Mr. Dantas, with his slightly formal words and his swallowtail jacket, played both composers with limpid assurance. One doesn’t think of his fine technique, because he was always searching for the melodic undercurrent. Nothing was idiosyncratic in the Debussy, and preludes like The Engulfed Cathedral and Sails were taken with great assurance.
Mr. Freitas Branco has a few quirky titles (The Modern Ride of the Valkyries and Rapido, Grande Virtuosidade), but his works dovetailed on Debussy’s. A moderate Kind of Moderato was followed by an impetuous Animato. A sentimental Molto moderato was followed later by a Moto perpetuo etude.
They were all very pleasing, didn’t have an iota of traditional fado tears, and showed the mark of a craftsman, frequently inspired by hints of genius.

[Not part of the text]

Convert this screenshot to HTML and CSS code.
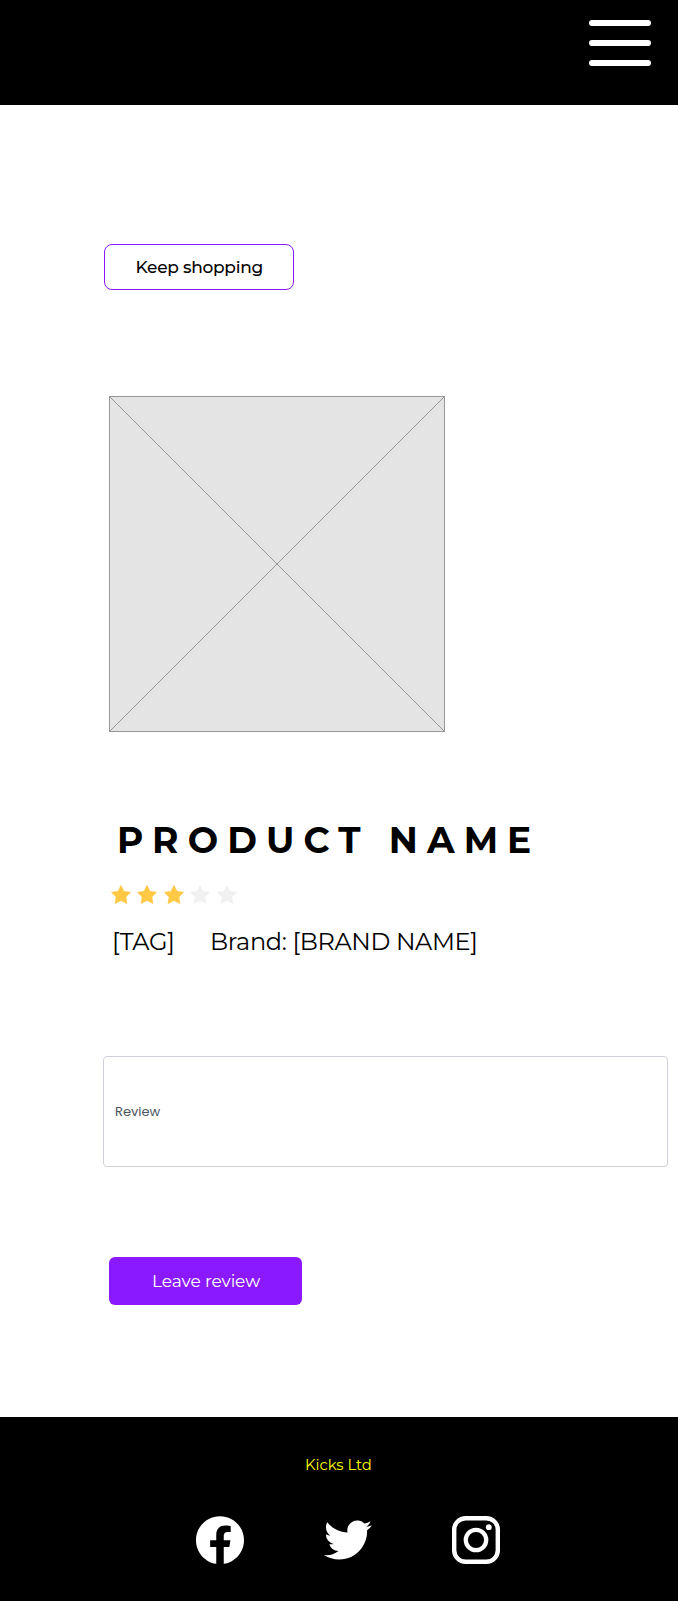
FILE: index.html
```html
<!DOCTYPE html>
<html lang="en">
<head>
<meta charset="utf-8">
<title>Kicks Ltd</title>
<link rel="stylesheet" href="styles.css">
</head>
<body>
<header class="header">
  <button class="menu" aria-label="Menu"><span class="bar"></span><span class="bar"></span><span class="bar"></span></button>
</header>
<main class="main">
  <button class="btn btn-outline"><span class="keep-label">Keep shopping</span></button>
  <svg class="photo" viewBox="0 0 336 336">
    <rect x=".5" y=".5" width="335" height="335" fill="#e4e4e4" stroke="#979797"/>
    <path d="M.5 .5l335 335M335.5 .5l-335 335" stroke="#979797" fill="none"/>
  </svg>
  <h1 class="title">PRODUCT NAME</h1>
  <div class="stars">
    <svg class="star" viewBox="0 0 20 19"><path d="M10 .5l3 5.900 6.500.9-4.700 4.600 1.100 6.600-5.900-3.100-5.900 3.100 1.100-6.600L.5 7.300 7 6.400z"/></svg>
    <svg class="star" viewBox="0 0 20 19"><path d="M10 .5l3 5.900 6.500.9-4.700 4.600 1.100 6.600-5.900-3.100-5.900 3.100 1.100-6.600L.5 7.300 7 6.400z"/></svg>
    <svg class="star" viewBox="0 0 20 19"><path d="M10 .5l3 5.900 6.500.9-4.700 4.600 1.100 6.600-5.900-3.100-5.900 3.100 1.100-6.600L.5 7.300 7 6.400z"/></svg>
    <svg class="star star-empty" viewBox="0 0 20 19"><path d="M10 .5l3 5.900 6.500.9-4.700 4.600 1.100 6.600-5.900-3.100-5.900 3.100 1.100-6.600L.5 7.300 7 6.400z"/></svg>
    <svg class="star star-empty" viewBox="0 0 20 19"><path d="M10 .5l3 5.900 6.500.9-4.700 4.600 1.100 6.600-5.900-3.100-5.900 3.100 1.100-6.600L.5 7.300 7 6.400z"/></svg>
  </div>
  <div class="meta"><span class="tag">[TAG]</span><span class="brand">Brand: [BRAND NAME]</span></div>
  <div class="review"><span class="review-label">Review</span></div>
  <button class="btn btn-primary"><span class="leave-label">Leave review</span></button>
</main>
<footer class="footer">
  <div class="company">Kicks Ltd</div>
  <div class="social">
    <svg class="icon" viewBox="0 0 24 24"><path d="M24 12.073c0-6.627-5.373-12-12-12s-12 5.373-12 12c0 5.990 4.388 10.954 10.125 11.854v-8.385H7.078v-3.470h3.047V9.430c0-3.007 1.792-4.669 4.533-4.669 1.312 0 2.686.235 2.686.235v2.953H15.830c-1.491 0-1.956.925-1.956 1.874v2.250h3.328l-.532 3.470h-2.796v8.385C19.612 23.027 24 18.062 24 12.073z"/></svg>
    <svg class="icon" viewBox="0 0 24 24"><path d="M23.953 4.570a10 10 0 01-2.825.775 4.958 4.958 0 002.163-2.723c-.951.555-2.005.959-3.127 1.184a4.920 4.920 0 00-8.384 4.482C7.690 8.095 4.067 6.130 1.640 3.162a4.822 4.822 0 00-.666 2.475c0 1.710.870 3.213 2.188 4.096a4.904 4.904 0 01-2.228-.616v.060a4.923 4.923 0 003.946 4.827 4.996 4.996 0 01-2.212.085 4.936 4.936 0 004.604 3.417 9.867 9.867 0 01-6.102 2.105c-.390 0-.779-.023-1.170-.067a13.995 13.995 0 007.557 2.209c9.053 0 13.998-7.496 13.998-13.985 0-.210 0-.420-.015-.630A9.935 9.935 0 0024 4.590z"/></svg>
    <svg class="icon" viewBox="0 0 48 48"><rect x="2.200" y="2.200" width="43.600" height="43.600" rx="11.500" fill="none" stroke="#fff" stroke-width="4.400"/><circle cx="24" cy="24" r="10.200" fill="none" stroke="#fff" stroke-width="4.300"/><circle cx="36.800" cy="11.200" r="2.900"/></svg>
  </div>
</footer>
</body>
</html>
```
FILE: styles.css
```css
* { box-sizing: border-box; }
body { margin: 0; min-height: 1601px; display: flex; flex-direction: column; background: #fff; color: #000; font-family: Montserrat, Inter, sans-serif; }
button { font-family: inherit; padding: 0; border: 0; }
svg { display: block; }
span { white-space: nowrap; }
.header { height: 105px; background: #000; display: flex; justify-content: flex-end; padding: 20px 27px 0 0; }
.menu { width: 62px; height: 46px; background: none; display: flex; flex-direction: column; gap: 14px; }
.bar { width: 62px; height: 6px; border-radius: 3px; background: #fff; }
.main { height: 1312px; padding: 139px 10px 0 103px; display: flex; flex-direction: column; align-items: flex-start; }
.btn { display: flex; align-items: center; font-size: 17px; }
.btn-outline { width: 190px; height: 46px; margin-left: 1px; padding-left: 30.500px; border: 1px solid #8b19ff; border-radius: 8px; background: #fff; color: #000; font-weight: 500; }
.keep-label { letter-spacing: -.27px; }
.photo { width: 336px; height: 336px; margin: 106px 0 0 6px; }
.title { margin: 86px 0 0 14px; font-size: 36px; line-height: 44px; font-weight: 700; letter-spacing: 9.100px; white-space: nowrap; }
.stars { display: flex; gap: 6.600px; margin: 23px 0 0 7.500px; }
.star { width: 20px; height: 19px; fill: #ffc845; stroke: #ffc845; stroke-width: .7; stroke-linejoin: round; }
.star-empty { fill: #f1f1f1; stroke: #f1f1f1; }
.meta { margin: 22px 0 0 9px; display: flex; font-size: 24px; line-height: 32px; font-weight: 400; letter-spacing: -.34px; }
.tag { width: 98px; }
.review { width: 565px; height: 111px; margin-top: 98px; padding-left: 11px; border: 1px solid #cfd1da; border-radius: 4px; display: flex; align-items: center; }
.review-label { font-family: Poppins, Montserrat, sans-serif; font-size: 13px; line-height: 20px; color: #4b5563; }
.btn-primary { width: 193px; height: 48px; margin: 90px 0 0 6px; padding-left: 43px; border-radius: 6px; background: #8b19ff; color: #fff; }
.leave-label { letter-spacing: -.08px; }
.footer { height: 184px; background: #000; padding-top: 36px; }
.company { margin-left: 305px; font-size: 14.800px; line-height: 24px; color: #ff0; }
.social { display: flex; gap: 80px; margin: 39px 0 0 196px; }
.icon { width: 48px; height: 48px; fill: #fff; }
```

In a moment of his own programming genius, Mr. Dantas didn’t end with a bang, but with the delicious whispers of Debussy’s Minstrels.
One can never have enough of Pictures at an Exhibition, for those who can master its massive music. Mr. Dantas did this in style. I can’t say that I could form an image from each picture, but it was terrific music. Yes, I wanted to see more contrast between “rich Jew and poor Jew”, and the Ballet of the Unhatched Chicks was heavier than the surrealistic title.
Yet that was Mr. Dantas’ choice, and he made good use of it. The final Great Gate of Kiev was played with all the power necessary, ending (prior to an encore of variations on a Portuguese song) with a triumphant set of flourishes.
By the way, the Great Gate of Kiev never existed. Like Mr. Trump’s Wall, it existed only in the mind. Painter Hartmann, composer Mussorgsky and pianist Dantas built it up to sheer power and monumental grandeur.